Lady Irina listened to all of it without interrupting. Her hands were folded in her lap, held together with force so they wouldn’t tremble, eyes held fixed so she wouldn’t break down once more.
When Andrei finished, the room was quiet again.
Venedikt, sitting at his mother’s feet, looked up, and his voice, which had been the one of assurance, softened into something that carried his own sadness, but also with the dependable strength he had built through years of hardship.
"Mother," he said quietly. "We will return home with Father."
-----
Half an hour had passed since the truth had been revealed, and Lady Irina had, alongside others, come to accept it.
The house, the tears, the weight of everything that had filled that living room, all of it was behind them now, replaced by the quiet hum of the car cutting through the wind, the skyline of New York rising and falling outside the windows as they moved deeper into the heart of it.

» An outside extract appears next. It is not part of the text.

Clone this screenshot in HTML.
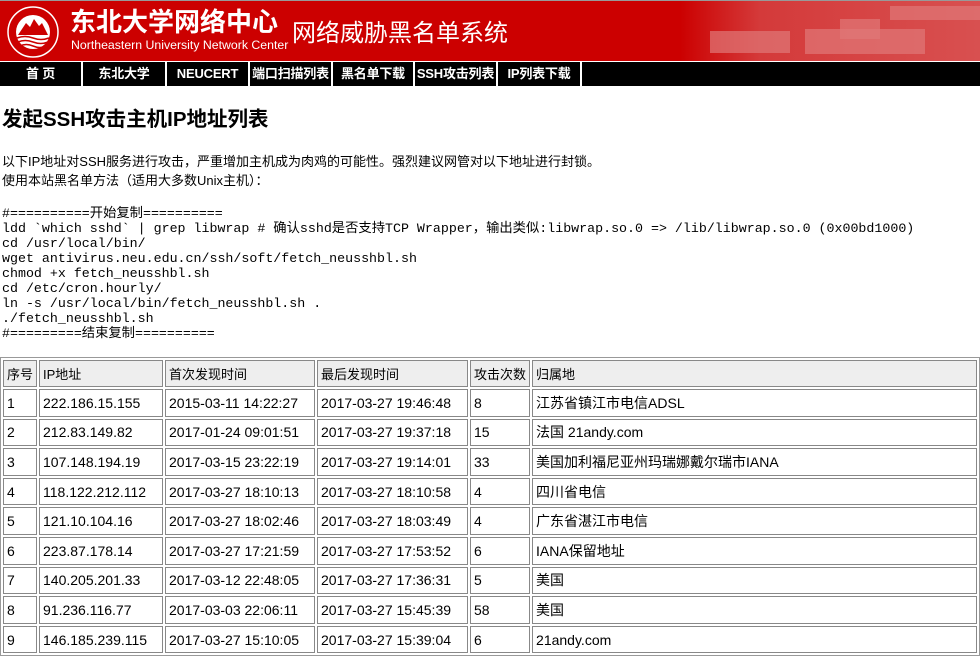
<!DOCTYPE html>
<html><head><meta charset="utf-8"><style>
*{margin:0;padding:0;box-sizing:border-box}
body{width:980px;height:650px;overflow:hidden;background:#fff;font-family:"Liberation Sans","Noto Sans CJK SC",sans-serif;color:#000}
.top{height:1px;background:#999}
.hdr{position:relative;height:60px;background:linear-gradient(90deg,#cc0000 0,#cc0000 680px,#d43a3a 760px,#d85050 980px);overflow:hidden}
.bld{position:absolute;background:#e07878;opacity:.7}
.t1{position:absolute;left:70px;top:4px;color:#fff;font-size:26px;font-weight:bold;font-family:"Noto Sans CJK SC",sans-serif;line-height:32px}
.t2{position:absolute;left:71px;top:37px;color:#fff;font-size:12.3px;line-height:15px}
.t3{position:absolute;left:292px;top:13px;color:#fff;font-size:24px;font-family:"Noto Sans CJK SC",sans-serif;line-height:34px}
.wl{height:1px;background:#fff}
.nav{height:24px;background:#000;display:flex}
.nav div{color:#fff;font-size:13px;font-weight:bold;text-align:center;line-height:24px;border-right:2px solid #fff;white-space:nowrap;letter-spacing:-0.2px}
h1{font-size:20.5px;font-weight:bold;position:absolute;left:2px;top:107px;line-height:26px}
.p{position:absolute;left:2px;font-size:13px;line-height:18px}
pre{position:absolute;left:2px;top:206px;font-family:"Liberation Mono","Noto Sans CJK SC",monospace;font-size:13.3px;line-height:15px}
table{position:absolute;left:0;top:357px;width:980px;border:1px solid #999;border-spacing:2px;font-size:14px}
td{border:1px solid #888;padding:0 3px;height:27.6px;white-space:nowrap}
tr.h td{background:#eee;height:27px;font-size:13px}
</style></head><body>
<div class="top"></div>
<div class="hdr">
<div class="bld" style="left:710px;top:30px;width:80px;height:22px"></div>
<div class="bld" style="left:805px;top:28px;width:120px;height:25px"></div>
<div class="bld" style="left:840px;top:18px;width:40px;height:20px"></div>
<div class="bld" style="left:890px;top:5px;width:90px;height:14px"></div>
<svg style="position:absolute;left:6px;top:4px" width="54" height="54" viewBox="0 0 54 54">
<circle cx="27" cy="27" r="25" fill="none" stroke="#fff" stroke-width="1.5"/>
<circle cx="27" cy="27" r="17" fill="#fff"/>
<path d="M12 30 L20 18 L24 22 L28 14 L33 21 L36 18 L42 30 Z" fill="#cc0000"/>
<path d="M11 33 Q19 30 27 33 T43 33 M12 37 Q19 34 27 37 T42 37 M14 41 Q20 38 27 41 T40 41" stroke="#cc0000" stroke-width="1.5" fill="none"/>
</svg>
<div class="t1">东北大学网络中心</div>
<div class="t2">Northeastern University Network Center</div>
<div class="t3">网络威胁黑名单系统</div>
</div>
<div class="wl"></div>
<div class="nav">
<div style="width:83px">首 页</div>
<div style="width:84px">东北大学</div>
<div style="width:83px">NEUCERT</div>
<div style="width:83px">端口扫描列表</div>
<div style="width:82px">黑名单下载</div>
<div style="width:83px">SSH攻击列表</div>
<div style="width:84px">IP列表下载</div>
</div>
<h1>发起SSH攻击主机IP地址列表</h1>
<div class="p" style="top:153px">以下IP地址对SSH服务进行攻击，严重增加主机成为肉鸡的可能性。强烈建议网管对以下地址进行封锁。</div>
<div class="p" style="top:172px">使用本站黑名单方法（适用大多数Unix主机）：</div>
<pre>#==========开始复制==========
ldd `which sshd` | grep libwrap # 确认sshd是否支持TCP Wrapper，输出类似:libwrap.so.0 => /lib/libwrap.so.0 (0x00bd1000)
cd /usr/local/bin/
wget antivirus.neu.edu.cn/ssh/soft/fetch_neusshbl.sh
chmod +x fetch_neusshbl.sh
cd /etc/cron.hourly/
ln -s /usr/local/bin/fetch_neusshbl.sh .
./fetch_neusshbl.sh
#=========结束复制==========</pre>
<table>
<tr class="h"><td style="width:34px">序号</td><td style="width:124px">IP地址</td><td style="width:150px">首次发现时间</td><td style="width:151px">最后发现时间</td><td style="width:60px">攻击次数</td><td>归属地</td></tr>
<tr><td>1</td><td>222.186.15.155</td><td>2015-03-11 14:22:27</td><td>2017-03-27 19:46:48</td><td>8</td><td>江苏省镇江市电信ADSL</td></tr>
<tr><td>2</td><td>212.83.149.82</td><td>2017-01-24 09:01:51</td><td>2017-03-27 19:37:18</td><td>15</td><td>法国 21andy.com</td></tr>
<tr><td>3</td><td>107.148.194.19</td><td>2017-03-15 23:22:19</td><td>2017-03-27 19:14:01</td><td>33</td><td>美国加利福尼亚州玛瑞娜戴尔瑞市IANA</td></tr>
<tr><td>4</td><td>118.122.212.112</td><td>2017-03-27 18:10:13</td><td>2017-03-27 18:10:58</td><td>4</td><td>四川省电信</td></tr>
<tr><td>5</td><td>121.10.104.16</td><td>2017-03-27 18:02:46</td><td>2017-03-27 18:03:49</td><td>4</td><td>广东省湛江市电信</td></tr>
<tr><td>6</td><td>223.87.178.14</td><td>2017-03-27 17:21:59</td><td>2017-03-27 17:53:52</td><td>6</td><td>IANA保留地址</td></tr>
<tr><td>7</td><td>140.205.201.33</td><td>2017-03-12 22:48:05</td><td>2017-03-27 17:36:31</td><td>5</td><td>美国</td></tr>
<tr><td>8</td><td>91.236.116.77</td><td>2017-03-03 22:06:11</td><td>2017-03-27 15:45:39</td><td>58</td><td>美国</td></tr>
<tr><td>9</td><td>146.185.239.115</td><td>2017-03-27 15:10:05</td><td>2017-03-27 15:39:04</td><td>6</td><td>21andy.com</td></tr>
</table>
</body></html>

Alex had contacted Magnus through Zero, and the response had come quickly, with the revelation that Magnus was already in America, already in New York, with Sir Slavik with him.
It was hardly surprising. The man had made it abundantly clear what he wanted. A Sin General’s heart, and now that he knew the Shadow Oblivian had it, he had simply been patient about collecting it, as if certain that it would be handed to him.
The three brothers sat in silence, each folded into their own quiet, the earlier weight of the afternoon not gone so much as set aside, their minds no longer weighted by their earlier challenges.
The silence was eventually broken by Venedikt.
"Alex." His voice carried none of the emotion that had marked the last few hours, clean, measured, and returned entirely to itself. "Is Sophie fine?"
The question was not without reason. Just before they had left, Alex had pulled his sister aside, a brief, private exchange, one on one. And by all appearances, it had gone without complication... or as close to it as Alex expected to be.
"As I said," Alex replied, "She is perfectly fine with abandoning the Chaos Queen legacy and friends she had created among the chaos spawns."
The words came out even and unhurried.
But the conversation flickered through his memory the moment he said them, clear and immediate, the way things lodged themselves when they carried an uncertain aspect your mind refused to put down. The soul-chilling realization that had arrived quietly in the middle of it, without warning, was still coldly clear in his mind.